■ **Data entries**:

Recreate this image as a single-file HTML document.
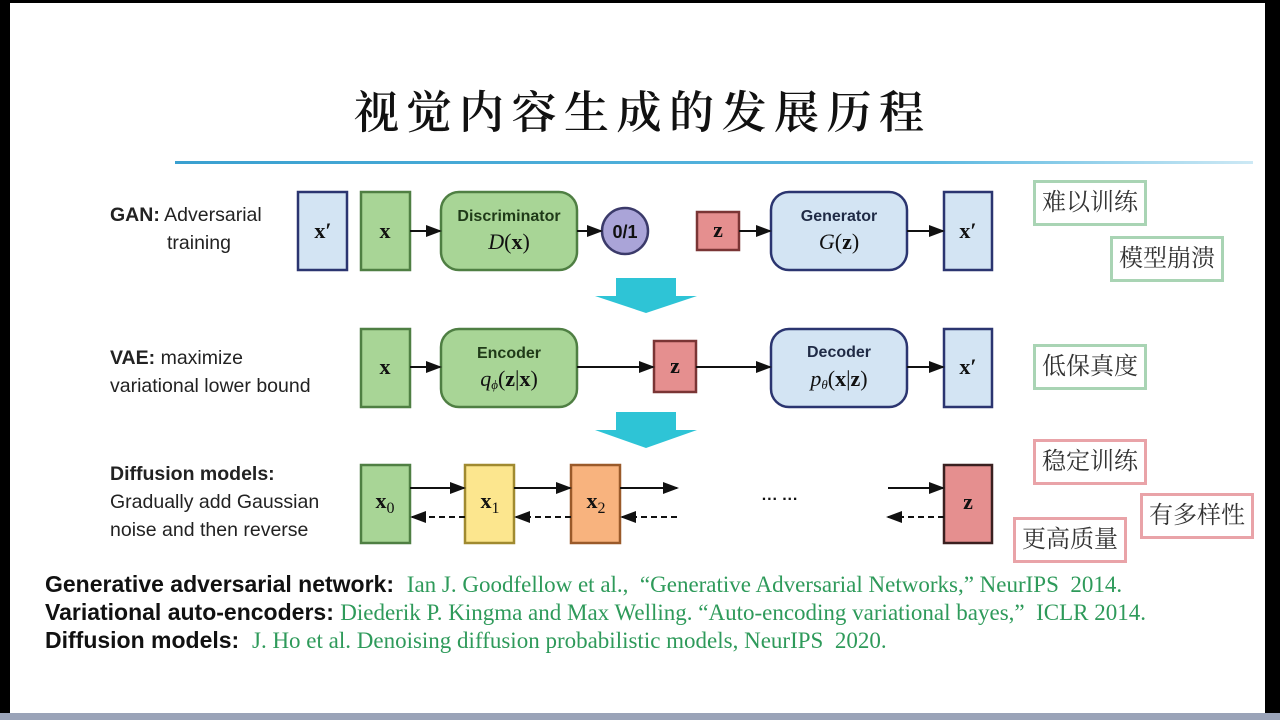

--

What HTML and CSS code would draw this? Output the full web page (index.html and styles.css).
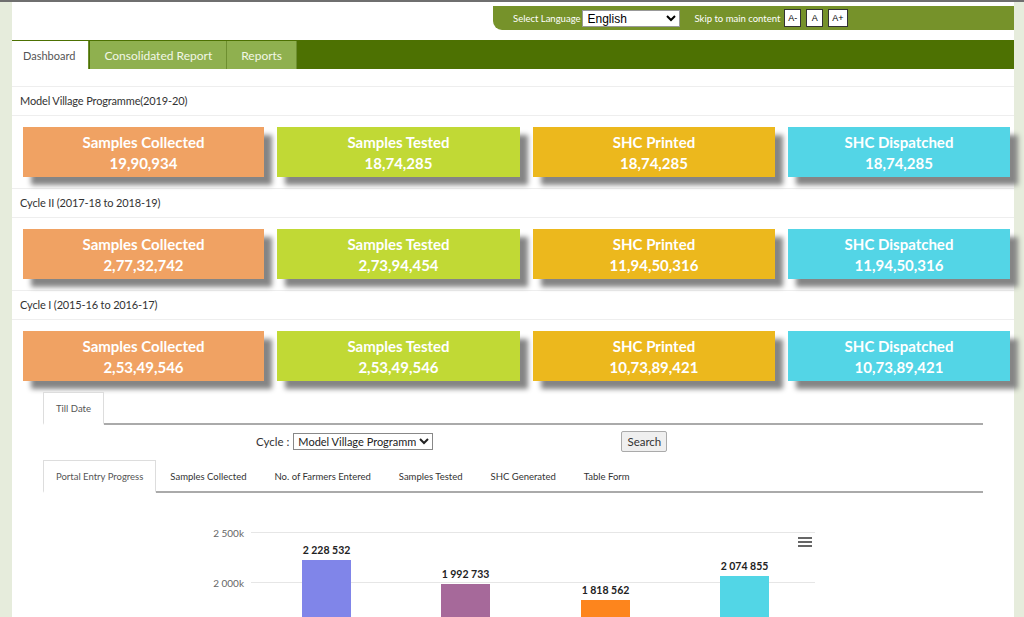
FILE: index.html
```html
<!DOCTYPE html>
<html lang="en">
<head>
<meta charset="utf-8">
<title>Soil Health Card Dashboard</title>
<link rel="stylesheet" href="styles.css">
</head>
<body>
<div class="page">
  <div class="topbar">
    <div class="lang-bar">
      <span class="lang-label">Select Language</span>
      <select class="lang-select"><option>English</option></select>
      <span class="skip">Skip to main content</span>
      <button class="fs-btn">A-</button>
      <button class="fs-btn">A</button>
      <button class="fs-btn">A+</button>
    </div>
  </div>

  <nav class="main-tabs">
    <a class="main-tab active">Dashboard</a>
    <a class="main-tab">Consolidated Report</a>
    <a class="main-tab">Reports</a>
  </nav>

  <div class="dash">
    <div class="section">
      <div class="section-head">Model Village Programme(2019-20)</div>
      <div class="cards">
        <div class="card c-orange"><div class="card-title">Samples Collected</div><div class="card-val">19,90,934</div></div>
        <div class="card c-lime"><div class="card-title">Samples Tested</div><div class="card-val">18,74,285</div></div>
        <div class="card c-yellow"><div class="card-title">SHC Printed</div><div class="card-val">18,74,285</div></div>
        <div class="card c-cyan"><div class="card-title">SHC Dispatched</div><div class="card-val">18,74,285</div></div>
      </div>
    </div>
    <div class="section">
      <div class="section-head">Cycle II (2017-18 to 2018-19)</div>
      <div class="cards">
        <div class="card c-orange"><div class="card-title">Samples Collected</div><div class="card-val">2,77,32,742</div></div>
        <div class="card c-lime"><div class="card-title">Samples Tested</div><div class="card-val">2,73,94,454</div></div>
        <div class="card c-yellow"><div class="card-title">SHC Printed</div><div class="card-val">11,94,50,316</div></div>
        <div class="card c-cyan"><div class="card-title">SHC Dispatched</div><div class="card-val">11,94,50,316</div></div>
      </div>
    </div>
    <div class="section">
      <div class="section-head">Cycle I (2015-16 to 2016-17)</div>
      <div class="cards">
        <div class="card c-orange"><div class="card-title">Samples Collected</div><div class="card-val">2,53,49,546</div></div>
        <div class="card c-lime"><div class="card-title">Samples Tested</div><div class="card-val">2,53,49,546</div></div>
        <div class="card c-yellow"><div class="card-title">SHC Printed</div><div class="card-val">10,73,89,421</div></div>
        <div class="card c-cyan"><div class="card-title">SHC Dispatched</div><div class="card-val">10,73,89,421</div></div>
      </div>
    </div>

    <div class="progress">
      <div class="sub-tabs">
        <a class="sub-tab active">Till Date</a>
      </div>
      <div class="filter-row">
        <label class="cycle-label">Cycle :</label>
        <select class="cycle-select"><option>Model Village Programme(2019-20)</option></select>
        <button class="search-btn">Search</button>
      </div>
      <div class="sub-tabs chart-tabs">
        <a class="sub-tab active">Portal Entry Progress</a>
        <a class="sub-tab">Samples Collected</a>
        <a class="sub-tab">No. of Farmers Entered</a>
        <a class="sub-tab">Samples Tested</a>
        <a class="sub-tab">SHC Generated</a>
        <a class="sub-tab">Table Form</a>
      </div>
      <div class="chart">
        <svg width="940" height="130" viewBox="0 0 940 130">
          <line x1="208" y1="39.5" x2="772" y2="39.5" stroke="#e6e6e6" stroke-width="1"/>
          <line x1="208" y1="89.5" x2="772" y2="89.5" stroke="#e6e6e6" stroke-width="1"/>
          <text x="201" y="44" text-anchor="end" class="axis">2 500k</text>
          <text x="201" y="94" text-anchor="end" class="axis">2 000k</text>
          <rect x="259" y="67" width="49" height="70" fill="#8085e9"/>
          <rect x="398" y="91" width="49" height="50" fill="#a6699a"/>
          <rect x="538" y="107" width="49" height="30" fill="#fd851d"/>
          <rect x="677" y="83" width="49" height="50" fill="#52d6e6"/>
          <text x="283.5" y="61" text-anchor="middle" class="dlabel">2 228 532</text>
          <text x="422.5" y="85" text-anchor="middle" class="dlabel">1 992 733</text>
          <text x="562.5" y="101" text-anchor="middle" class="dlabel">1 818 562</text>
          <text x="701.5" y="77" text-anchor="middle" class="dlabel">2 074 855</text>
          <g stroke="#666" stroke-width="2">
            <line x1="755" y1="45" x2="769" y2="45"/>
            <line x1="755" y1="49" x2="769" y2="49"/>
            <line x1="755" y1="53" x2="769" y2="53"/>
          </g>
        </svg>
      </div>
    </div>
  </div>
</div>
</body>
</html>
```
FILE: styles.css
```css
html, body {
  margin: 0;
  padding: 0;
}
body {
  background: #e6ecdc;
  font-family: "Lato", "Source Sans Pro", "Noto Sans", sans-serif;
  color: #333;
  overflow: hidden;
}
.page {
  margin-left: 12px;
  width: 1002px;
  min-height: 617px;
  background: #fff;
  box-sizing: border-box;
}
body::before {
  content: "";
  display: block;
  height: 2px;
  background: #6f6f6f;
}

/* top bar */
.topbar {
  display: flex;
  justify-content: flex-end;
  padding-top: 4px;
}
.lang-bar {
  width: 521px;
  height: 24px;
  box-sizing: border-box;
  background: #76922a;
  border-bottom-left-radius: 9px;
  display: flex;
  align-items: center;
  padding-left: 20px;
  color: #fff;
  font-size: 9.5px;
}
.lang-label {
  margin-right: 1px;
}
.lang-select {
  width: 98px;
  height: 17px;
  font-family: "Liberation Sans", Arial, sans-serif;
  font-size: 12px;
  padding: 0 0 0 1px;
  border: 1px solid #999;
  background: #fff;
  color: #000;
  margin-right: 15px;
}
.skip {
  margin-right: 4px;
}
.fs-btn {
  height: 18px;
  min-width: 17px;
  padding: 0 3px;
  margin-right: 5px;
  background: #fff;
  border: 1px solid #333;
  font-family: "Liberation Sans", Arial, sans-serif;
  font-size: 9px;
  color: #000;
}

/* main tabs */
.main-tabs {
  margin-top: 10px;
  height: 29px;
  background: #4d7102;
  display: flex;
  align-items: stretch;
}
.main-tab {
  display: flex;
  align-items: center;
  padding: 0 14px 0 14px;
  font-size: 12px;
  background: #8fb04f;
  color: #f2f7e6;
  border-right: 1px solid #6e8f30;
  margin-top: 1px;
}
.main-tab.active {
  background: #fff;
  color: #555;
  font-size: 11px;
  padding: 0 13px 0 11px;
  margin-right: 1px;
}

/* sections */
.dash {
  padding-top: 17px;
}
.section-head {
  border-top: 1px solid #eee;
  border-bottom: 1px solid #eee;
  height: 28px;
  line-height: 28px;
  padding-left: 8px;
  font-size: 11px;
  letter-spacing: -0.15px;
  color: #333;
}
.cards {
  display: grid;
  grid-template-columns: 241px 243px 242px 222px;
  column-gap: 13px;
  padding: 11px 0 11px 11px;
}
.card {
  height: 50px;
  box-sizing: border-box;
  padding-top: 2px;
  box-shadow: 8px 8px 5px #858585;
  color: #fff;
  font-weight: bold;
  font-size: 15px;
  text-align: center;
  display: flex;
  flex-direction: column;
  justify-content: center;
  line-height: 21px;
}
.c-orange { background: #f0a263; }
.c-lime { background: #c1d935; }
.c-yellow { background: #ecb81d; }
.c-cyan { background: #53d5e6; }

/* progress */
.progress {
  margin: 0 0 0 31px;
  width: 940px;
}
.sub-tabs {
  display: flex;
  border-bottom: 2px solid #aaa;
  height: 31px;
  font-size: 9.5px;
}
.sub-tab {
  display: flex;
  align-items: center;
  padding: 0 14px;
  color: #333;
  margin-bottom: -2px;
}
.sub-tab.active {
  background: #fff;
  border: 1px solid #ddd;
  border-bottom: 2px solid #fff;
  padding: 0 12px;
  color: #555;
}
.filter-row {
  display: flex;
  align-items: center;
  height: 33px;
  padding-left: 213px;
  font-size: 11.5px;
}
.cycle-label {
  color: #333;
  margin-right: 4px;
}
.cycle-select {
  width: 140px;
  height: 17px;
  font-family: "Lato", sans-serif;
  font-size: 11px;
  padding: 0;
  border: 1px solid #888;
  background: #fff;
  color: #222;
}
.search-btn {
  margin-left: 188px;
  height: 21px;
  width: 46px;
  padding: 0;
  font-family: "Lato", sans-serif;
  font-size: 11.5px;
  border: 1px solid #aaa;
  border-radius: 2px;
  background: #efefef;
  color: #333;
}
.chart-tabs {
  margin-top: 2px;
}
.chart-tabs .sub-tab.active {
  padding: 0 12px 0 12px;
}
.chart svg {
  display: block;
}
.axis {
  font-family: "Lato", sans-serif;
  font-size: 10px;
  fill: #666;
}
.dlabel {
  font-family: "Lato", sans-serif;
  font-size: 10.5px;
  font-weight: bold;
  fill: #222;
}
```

■ **Goal**: All lines of the data above that include the word "styles" must be shown.

■ **The completed task**:
What HTML and CSS code would draw this? Output the full web page (index.html and styles.css).
<link rel="stylesheet" href="styles.css">
FILE: styles.css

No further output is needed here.